A recent ruling in the England & Wales High Court (EWHC) has aimed to discourage litigants in Inheritance Act 1975 claims from adopting a ‘no holds barred’ strategy.

The case in question, Lilleyman vs Lilleyman (2012 EWHC 1056 Ch), concerned a dispute where a widowed stepmother, Barbara Lilleyman, received only an annuity, a small number of chattels and limited occupation rights in two homes from the multi-million pound estate of her  late husband, Roy Lilleyman. The rest of the estate went to the deceased’s  two sons from the deceased’s first marriage.

Mrs Lilleyman made an application under the Inheritance Act that she had not received reasonable provision in the will of the deceased. The stepsons passionately contested the claim but ultimately the applicant was successfully granted full title to the two homes, though her claim for a proportion of the cash was rejected.

Numerous out-of-court settlement offers were made by the stepsons to the stepmother but these were rejected as Mrs Lilleyman did not feel they were sufficient. Mrs Lilleyman eventually received less than the highest settlement offer. Usually, when an out of court offer is rejected then less than the offer is awarded by the court, the applicant is liable for both parties legal costs after the offer was made. In this case the judge ordered Mrs Lilleyman pay 80% of the stepsons legal costs after the rejection of the offer, leaving the stepsons liable for 20%.
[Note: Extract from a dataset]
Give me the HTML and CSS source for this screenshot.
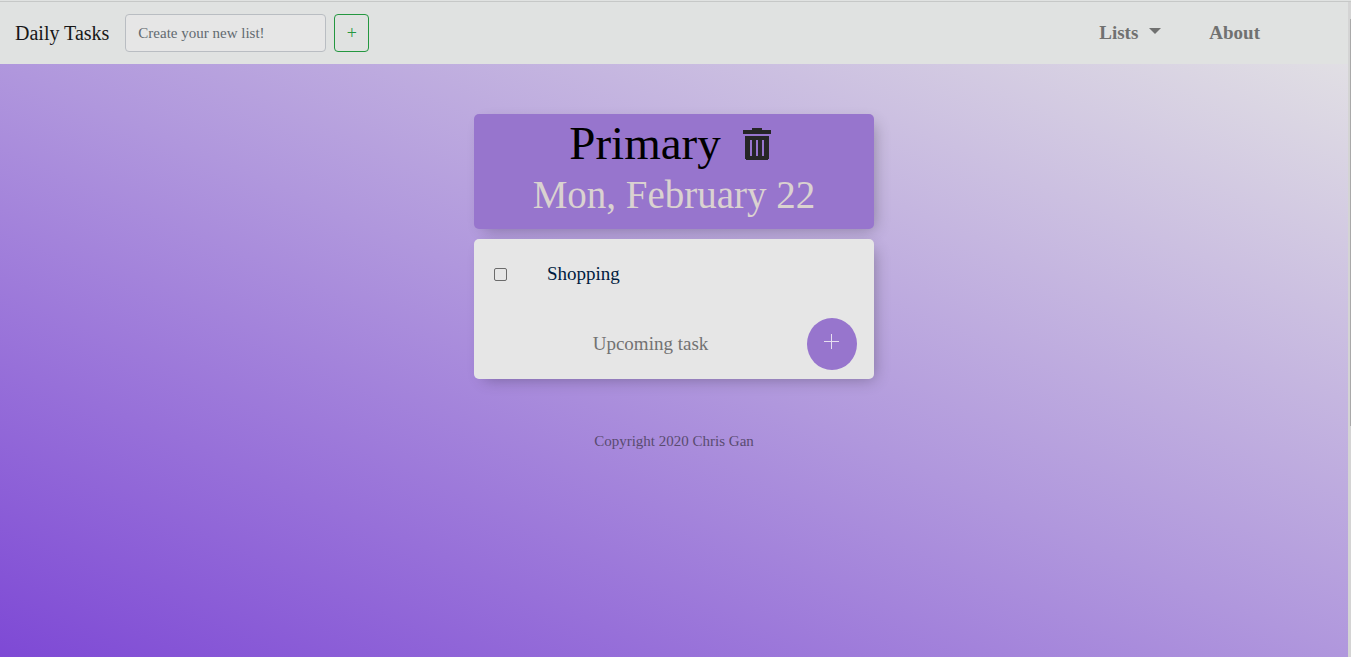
FILE: index.html
```html
<!DOCTYPE html>
<html lang="en">
<head>
<meta charset="utf-8">
<title>Daily Tasks</title>
<link rel="stylesheet" href="styles.css">
</head>
<body>
<div class="page">
  <nav class="navbar">
    <a class="brand" href="#">Daily Tasks</a>
    <form class="new-list">
      <input class="list-input" type="text" placeholder="Create your new list!" aria-label="New list name">
      <button class="list-add" type="button" aria-label="Create list">+</button>
    </form>
    <div class="links">
      <a class="link" href="#">Lists<span class="caret"></span></a>
      <a class="link" href="#">About</a>
    </div>
  </nav>
  <div class="backdrop">
    <main class="content">
      <header class="card heading">
        <div class="title-row">
          <h1 class="title">Primary</h1>
          <button class="trash" type="button" aria-label="Delete list">
            <svg width="28" height="32" viewBox="0 0 28 32" fill="#262626" shape-rendering="crispEdges"><path d="M9 0h10v2h9v4H0V2h9z"/><path fill-rule="evenodd" d="M2 8h24v23h-1v1H3v-1H2zM7 12v16h2V12zM13 12v16h2V12zM19 12v16h2V12z"/></svg>
          </button>
        </div>
        <h2 class="date">Mon, February 22</h2>
      </header>
      <section class="card tasks">
        <div class="task">
          <input class="check" type="checkbox" id="shopping">
          <label class="task-name" for="shopping">Shopping</label>
        </div>
        <form class="new-task">
          <input class="task-input" type="text" placeholder="Upcoming task" aria-label="Upcoming task">
          <button class="task-add" type="button" aria-label="Add task"><svg width="15" height="15" viewBox="0 0 15 15" fill="#e6dff0" shape-rendering="crispEdges"><path d="M7 0h1v7h7v1H8v7H7V8H0V7h7z"/></svg></button>
        </form>
      </section>
      <footer class="footer">Copyright 2020 Chris Gan</footer>
    </main>
  </div>
</div>
<div class="scroll-track"><div class="scroll-thumb"></div></div>
</body>
</html>
```
FILE: styles.css
```css
* { box-sizing: border-box; }
body {
  margin: 0;
  min-height: 100vh;
  display: flex;
  border-top: 1px solid #e0e2e1;
  font-family: "Liberation Serif", "Times New Roman", serif;
  font-size: 15px;
  line-height: 24px;
}
.page {
  flex: 1;
  display: flex;
  flex-direction: column;
  border-top: 1px solid #c6c8c7;
}
.navbar {
  display: flex;
  align-items: center;
  padding: 12px 88px 12px 15px;
  background: #e0e2e1;
}
.brand {
  margin-right: 16px;
  font-size: 20px;
  color: #171717;
  text-decoration: none;
}
.new-list { display: flex; gap: 8px; }
.list-input {
  width: 201px;
  height: 38px;
  padding: 6px 12px;
  border: 1px solid #b9bdc2;
  border-radius: 4px;
  background: #e6e6e6;
  font: inherit;
}
.list-input::placeholder { color: #626a70; opacity: 1; }
.list-add {
  width: 35px;
  height: 38px;
  padding: 0;
  border: 1px solid #249740;
  border-radius: 4px;
  background: transparent;
  color: #249740;
  font: inherit;
  font-size: 18px;
}
.links { display: flex; gap: 48px; margin-left: auto; }
.link {
  font-size: 19px;
  font-weight: bold;
  color: #707170;
  text-decoration: none;
}
.caret {
  display: inline-block;
  margin-left: 11px;
  vertical-align: 5px;
  border: 6px solid transparent;
  border-top-color: #707170;
  border-bottom: 0;
}
.backdrop {
  flex: 1;
  padding-top: 50px;
  background: linear-gradient(to top right, #7e49d5, #b097dd 50%, #e1dfe4);
}
.content {
  width: 400px;
  max-width: 100%;
  margin: 0 auto;
}
.card {
  border-radius: 5px;
  box-shadow: 5px 5px 15px -5px rgba(0, 0, 0, 0.3);
}
.heading {
  padding: 1px 0 10px;
  background: #9775cd;
  text-align: center;
}
.title-row {
  display: flex;
  align-items: center;
  justify-content: center;
  gap: 22px;
  padding-right: 8px;
}
.title {
  margin: 0;
  font-size: 47px;
  line-height: 56px;
  font-weight: normal;
  color: #000;
}
.trash {
  display: flex;
  padding: 2px 0 0;
  border: 0;
  background: none;
}
.date {
  margin: 0;
  font-size: 39px;
  line-height: 48px;
  font-weight: normal;
  color: #dad2d0;
}
.tasks {
  margin-top: 10px;
  background: #e6e6e6;
}
.task {
  display: flex;
  align-items: center;
  height: 70px;
  padding-left: 20px;
}
.check {
  appearance: none;
  width: 13px;
  height: 13px;
  margin: 0 40px 0 0;
  border: 1px solid #6b6b6b;
  border-radius: 2px;
}
.check:checked { background: #9775cd; }
.task-name { font-size: 19px; color: #001b40; }
.new-task {
  display: flex;
  align-items: center;
  height: 70px;
  padding: 0 17px 0 20px;
}
.task-input {
  flex: 1;
  min-width: 0;
  padding: 0;
  border: 0;
  background: transparent;
  font: inherit;
  font-size: 19px;
  text-align: center;
}
.task-input::placeholder { color: #727272; opacity: 1; }
.task-add {
  display: flex;
  align-items: center;
  justify-content: center;
  width: 50px;
  height: 52px;
  padding: 0 2px 5px 0;
  border: 0;
  border-radius: 50%;
  background: #9775cd;
}
.footer {
  margin-top: 50px;
  text-align: center;
  color: #594b70;
}
.scroll-track {
  width: 3px;
  padding: 17px 0 0 2px;
  border-top: 1px solid #c6c8c7;
  background: #d4d4d4;
}
.scroll-thumb { height: 62vh; background: #a9a9a9; }
```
The reasoning behind this ruling was that the costs in the case had become a focal point for both parties and that this was lengthening proceedings and obstructing the issue of settlement. The judge had also stated that he wished to apportion some of the fees to the stepson to impress upon them that he took a dim view of their approach to the proceedings. Only at the very end of the matter did they admit the will did not make reasonable provision, as well as making what the judge described as ‘irrelevant accusations’ throughout proceedings which did not help matters.

Emma Hardwidge, Head of the Private Client department at RLE Law stated ‘this case clearly shows the court’s approach to cases of this nature and that the court will depart from the normal rules about costs if they think either party’s conduct has been inappropriate.  Applicants and claimant’s must seriously consider sensible offers of settlement or face a costs order being made against them – this should be kept under review throughout the case’.